Required task | Identify each line in the records below that contains the word "page", and copy it.

Provided entries |

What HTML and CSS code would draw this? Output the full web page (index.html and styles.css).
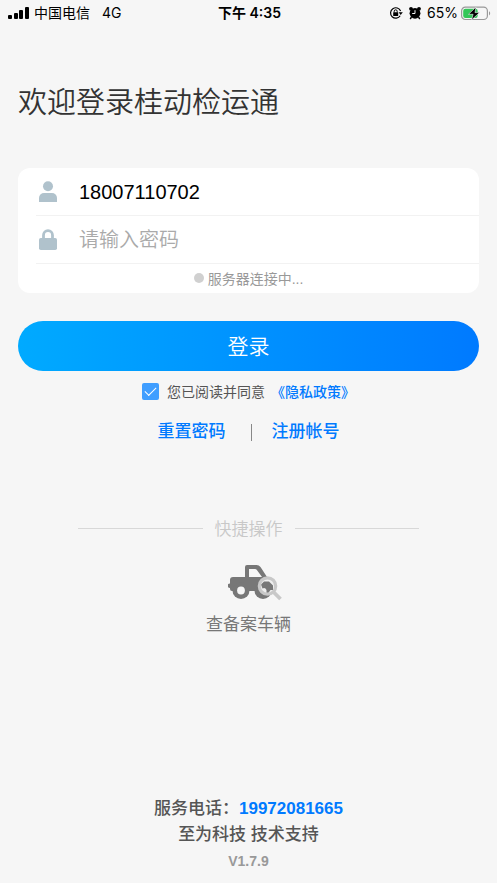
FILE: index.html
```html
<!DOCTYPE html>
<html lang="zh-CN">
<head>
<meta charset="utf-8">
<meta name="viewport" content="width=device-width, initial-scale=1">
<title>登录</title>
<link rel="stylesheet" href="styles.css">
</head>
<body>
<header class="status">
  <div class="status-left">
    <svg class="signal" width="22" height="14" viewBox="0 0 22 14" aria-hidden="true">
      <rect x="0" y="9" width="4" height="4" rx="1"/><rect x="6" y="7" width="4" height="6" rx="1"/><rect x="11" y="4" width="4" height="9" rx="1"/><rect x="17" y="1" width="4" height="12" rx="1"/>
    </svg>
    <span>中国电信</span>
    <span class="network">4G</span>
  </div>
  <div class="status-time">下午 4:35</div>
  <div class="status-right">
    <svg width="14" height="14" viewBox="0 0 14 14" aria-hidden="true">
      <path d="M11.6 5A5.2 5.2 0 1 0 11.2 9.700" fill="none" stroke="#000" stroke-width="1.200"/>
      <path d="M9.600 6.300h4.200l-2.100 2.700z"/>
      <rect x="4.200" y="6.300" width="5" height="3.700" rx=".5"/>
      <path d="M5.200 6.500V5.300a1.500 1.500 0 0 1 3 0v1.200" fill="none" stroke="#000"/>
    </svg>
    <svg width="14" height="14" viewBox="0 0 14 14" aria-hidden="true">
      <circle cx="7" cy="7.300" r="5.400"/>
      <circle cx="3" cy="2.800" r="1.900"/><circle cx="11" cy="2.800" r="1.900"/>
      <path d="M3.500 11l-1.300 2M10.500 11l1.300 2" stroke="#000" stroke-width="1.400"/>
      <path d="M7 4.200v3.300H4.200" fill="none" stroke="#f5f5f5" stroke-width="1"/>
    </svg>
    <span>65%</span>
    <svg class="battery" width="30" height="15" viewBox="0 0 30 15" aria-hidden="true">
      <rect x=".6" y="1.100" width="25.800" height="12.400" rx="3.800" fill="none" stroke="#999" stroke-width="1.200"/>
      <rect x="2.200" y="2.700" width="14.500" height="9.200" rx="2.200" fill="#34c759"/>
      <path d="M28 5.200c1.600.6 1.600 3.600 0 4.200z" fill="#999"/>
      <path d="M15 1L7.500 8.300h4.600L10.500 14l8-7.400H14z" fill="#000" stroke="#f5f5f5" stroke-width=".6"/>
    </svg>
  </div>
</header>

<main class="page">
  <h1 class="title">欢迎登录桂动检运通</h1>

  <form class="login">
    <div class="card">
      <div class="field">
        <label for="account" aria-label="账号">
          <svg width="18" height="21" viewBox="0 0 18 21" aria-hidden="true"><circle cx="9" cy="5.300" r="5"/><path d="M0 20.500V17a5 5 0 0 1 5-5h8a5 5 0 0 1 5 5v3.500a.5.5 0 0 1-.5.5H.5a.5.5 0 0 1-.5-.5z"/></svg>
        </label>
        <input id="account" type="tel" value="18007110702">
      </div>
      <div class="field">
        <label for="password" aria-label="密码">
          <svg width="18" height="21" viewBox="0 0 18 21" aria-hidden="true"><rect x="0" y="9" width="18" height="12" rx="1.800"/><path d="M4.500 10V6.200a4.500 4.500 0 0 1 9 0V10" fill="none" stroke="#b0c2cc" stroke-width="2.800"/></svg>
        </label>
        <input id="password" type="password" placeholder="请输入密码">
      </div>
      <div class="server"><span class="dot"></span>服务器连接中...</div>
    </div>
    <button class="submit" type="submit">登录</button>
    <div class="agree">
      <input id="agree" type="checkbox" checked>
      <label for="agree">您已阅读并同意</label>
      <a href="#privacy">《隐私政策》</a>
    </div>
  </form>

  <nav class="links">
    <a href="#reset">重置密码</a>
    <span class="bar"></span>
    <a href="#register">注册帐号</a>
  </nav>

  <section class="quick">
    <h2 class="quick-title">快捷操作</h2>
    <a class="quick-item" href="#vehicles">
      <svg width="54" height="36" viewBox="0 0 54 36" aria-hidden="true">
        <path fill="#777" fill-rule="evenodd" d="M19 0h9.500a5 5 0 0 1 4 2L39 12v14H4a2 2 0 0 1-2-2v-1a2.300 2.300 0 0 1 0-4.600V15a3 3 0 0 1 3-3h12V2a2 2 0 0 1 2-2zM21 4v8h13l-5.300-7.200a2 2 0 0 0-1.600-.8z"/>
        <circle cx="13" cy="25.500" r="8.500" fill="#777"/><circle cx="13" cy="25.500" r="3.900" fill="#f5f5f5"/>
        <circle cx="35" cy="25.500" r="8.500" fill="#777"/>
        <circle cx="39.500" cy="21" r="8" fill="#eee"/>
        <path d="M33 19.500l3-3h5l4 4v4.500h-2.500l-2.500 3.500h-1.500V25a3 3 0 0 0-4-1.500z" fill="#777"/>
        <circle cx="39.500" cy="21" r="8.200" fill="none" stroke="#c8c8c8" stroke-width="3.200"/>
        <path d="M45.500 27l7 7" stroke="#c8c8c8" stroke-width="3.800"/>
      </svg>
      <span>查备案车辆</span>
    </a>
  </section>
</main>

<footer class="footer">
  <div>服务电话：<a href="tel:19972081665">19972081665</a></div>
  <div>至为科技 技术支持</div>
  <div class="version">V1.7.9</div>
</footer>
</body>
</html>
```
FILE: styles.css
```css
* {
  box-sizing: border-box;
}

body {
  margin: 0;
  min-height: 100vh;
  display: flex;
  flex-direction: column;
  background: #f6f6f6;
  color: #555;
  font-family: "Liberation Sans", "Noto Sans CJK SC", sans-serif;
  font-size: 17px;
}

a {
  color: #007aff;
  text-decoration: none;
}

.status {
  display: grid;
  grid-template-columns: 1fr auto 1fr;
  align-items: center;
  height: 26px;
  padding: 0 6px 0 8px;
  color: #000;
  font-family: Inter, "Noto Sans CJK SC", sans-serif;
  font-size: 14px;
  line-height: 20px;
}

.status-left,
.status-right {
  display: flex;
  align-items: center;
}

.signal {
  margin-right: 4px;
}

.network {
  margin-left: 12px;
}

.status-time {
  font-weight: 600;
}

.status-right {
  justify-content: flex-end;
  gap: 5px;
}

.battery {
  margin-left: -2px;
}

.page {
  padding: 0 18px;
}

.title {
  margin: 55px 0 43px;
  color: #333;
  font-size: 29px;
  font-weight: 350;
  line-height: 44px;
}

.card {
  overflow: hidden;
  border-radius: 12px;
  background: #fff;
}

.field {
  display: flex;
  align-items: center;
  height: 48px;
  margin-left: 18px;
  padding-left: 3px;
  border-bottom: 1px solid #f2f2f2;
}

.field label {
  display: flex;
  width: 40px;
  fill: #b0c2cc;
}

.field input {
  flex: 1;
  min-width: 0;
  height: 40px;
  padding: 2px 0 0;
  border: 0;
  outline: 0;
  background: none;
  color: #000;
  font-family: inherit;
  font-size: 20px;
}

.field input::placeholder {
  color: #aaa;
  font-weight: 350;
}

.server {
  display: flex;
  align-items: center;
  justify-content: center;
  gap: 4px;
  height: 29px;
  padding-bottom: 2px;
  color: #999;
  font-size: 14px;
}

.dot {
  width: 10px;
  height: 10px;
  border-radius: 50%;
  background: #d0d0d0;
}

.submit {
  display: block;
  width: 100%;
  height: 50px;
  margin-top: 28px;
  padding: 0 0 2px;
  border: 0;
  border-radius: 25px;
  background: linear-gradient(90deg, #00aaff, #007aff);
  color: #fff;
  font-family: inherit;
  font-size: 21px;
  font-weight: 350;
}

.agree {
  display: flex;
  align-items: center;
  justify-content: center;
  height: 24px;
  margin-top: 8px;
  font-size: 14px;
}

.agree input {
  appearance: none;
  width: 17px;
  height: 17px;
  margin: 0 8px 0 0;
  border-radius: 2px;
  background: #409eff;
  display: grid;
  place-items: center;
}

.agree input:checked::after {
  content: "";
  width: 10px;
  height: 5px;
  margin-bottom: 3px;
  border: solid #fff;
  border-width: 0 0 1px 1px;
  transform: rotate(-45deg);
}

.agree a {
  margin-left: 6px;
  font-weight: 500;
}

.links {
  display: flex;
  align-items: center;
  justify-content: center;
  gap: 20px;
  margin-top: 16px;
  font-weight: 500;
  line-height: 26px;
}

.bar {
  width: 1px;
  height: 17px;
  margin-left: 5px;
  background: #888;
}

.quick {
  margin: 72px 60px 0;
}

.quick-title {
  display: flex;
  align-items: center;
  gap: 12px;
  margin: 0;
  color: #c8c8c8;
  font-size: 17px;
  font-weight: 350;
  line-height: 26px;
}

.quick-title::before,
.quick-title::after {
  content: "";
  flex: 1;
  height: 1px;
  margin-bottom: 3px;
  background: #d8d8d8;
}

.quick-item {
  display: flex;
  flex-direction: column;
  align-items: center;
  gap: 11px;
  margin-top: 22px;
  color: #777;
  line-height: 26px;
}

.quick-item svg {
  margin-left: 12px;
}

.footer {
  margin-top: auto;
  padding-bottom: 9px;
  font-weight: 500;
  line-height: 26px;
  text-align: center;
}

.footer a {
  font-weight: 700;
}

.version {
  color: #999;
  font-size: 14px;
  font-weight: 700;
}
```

--

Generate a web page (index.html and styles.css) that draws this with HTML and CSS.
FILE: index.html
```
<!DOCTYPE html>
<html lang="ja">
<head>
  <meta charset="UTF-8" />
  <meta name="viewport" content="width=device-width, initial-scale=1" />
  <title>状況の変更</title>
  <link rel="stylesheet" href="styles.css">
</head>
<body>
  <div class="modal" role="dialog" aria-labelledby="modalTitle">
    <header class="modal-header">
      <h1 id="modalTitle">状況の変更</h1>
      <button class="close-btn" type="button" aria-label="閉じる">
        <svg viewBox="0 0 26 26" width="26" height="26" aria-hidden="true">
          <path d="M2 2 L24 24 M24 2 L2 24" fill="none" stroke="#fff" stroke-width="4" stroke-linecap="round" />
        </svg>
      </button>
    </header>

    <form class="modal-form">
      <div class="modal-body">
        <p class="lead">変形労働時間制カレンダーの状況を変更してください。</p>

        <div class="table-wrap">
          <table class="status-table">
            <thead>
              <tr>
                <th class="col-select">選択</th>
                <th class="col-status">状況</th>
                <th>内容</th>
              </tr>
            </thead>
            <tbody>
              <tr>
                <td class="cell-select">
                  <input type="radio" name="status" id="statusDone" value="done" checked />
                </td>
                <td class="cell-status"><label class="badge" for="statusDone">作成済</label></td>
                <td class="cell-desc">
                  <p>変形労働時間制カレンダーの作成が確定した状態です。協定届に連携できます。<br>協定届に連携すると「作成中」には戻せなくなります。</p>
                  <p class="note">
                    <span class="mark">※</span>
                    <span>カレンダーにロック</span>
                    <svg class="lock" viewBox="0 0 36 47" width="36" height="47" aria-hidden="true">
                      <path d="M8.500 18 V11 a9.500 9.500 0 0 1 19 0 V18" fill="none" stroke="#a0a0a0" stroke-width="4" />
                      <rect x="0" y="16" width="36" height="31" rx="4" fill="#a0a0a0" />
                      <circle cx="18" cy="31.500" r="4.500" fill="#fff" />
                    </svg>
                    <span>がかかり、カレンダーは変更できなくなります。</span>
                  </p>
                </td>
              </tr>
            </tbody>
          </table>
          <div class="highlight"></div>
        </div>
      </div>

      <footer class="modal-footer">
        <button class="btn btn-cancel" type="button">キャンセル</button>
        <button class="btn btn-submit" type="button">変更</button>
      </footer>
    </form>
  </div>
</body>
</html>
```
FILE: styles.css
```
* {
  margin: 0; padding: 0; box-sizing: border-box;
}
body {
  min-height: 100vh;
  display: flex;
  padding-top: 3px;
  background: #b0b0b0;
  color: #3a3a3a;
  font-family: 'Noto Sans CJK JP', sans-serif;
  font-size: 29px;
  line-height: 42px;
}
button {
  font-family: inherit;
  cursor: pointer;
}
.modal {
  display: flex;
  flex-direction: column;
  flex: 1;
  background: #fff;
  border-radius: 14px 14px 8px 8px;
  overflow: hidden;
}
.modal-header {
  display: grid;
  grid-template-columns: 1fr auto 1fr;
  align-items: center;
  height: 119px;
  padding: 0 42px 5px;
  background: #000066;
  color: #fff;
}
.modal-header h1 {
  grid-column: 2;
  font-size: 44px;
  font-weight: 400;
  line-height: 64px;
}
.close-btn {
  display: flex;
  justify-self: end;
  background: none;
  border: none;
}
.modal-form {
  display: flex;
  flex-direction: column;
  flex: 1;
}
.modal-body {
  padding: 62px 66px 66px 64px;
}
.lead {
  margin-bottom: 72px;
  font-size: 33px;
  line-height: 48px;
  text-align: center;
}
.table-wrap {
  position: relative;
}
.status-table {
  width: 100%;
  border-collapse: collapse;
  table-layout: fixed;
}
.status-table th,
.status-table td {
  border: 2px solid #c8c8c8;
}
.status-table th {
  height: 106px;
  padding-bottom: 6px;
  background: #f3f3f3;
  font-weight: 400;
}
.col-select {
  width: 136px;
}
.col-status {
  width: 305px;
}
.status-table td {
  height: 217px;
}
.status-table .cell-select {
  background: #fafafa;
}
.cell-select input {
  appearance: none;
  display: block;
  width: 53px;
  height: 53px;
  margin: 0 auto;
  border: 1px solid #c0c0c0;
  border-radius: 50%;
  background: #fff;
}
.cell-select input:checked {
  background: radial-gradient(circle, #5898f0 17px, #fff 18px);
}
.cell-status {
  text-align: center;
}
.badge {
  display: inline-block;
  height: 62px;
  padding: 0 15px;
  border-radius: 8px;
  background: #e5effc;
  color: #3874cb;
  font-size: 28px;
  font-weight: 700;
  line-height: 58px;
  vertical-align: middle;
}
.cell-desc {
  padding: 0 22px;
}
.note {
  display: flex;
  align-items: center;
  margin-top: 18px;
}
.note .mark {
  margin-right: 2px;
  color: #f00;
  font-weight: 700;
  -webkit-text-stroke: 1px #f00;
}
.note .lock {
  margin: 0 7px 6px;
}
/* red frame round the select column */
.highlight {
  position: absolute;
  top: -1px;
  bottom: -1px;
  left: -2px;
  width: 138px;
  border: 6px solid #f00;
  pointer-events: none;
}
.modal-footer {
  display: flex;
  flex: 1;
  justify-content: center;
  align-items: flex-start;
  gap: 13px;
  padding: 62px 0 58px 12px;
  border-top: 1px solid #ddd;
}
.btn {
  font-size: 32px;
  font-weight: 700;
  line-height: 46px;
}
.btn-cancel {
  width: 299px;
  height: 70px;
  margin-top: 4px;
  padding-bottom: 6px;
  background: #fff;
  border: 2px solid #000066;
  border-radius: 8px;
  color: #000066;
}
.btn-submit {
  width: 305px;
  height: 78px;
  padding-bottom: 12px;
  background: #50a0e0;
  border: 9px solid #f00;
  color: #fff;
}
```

Completed exercise |
What HTML and CSS code would draw this? Output the full web page (index.html and styles.css).
<main class="page">
.page {
Generate a web page (index.html and styles.css) that draws this with HTML and CSS.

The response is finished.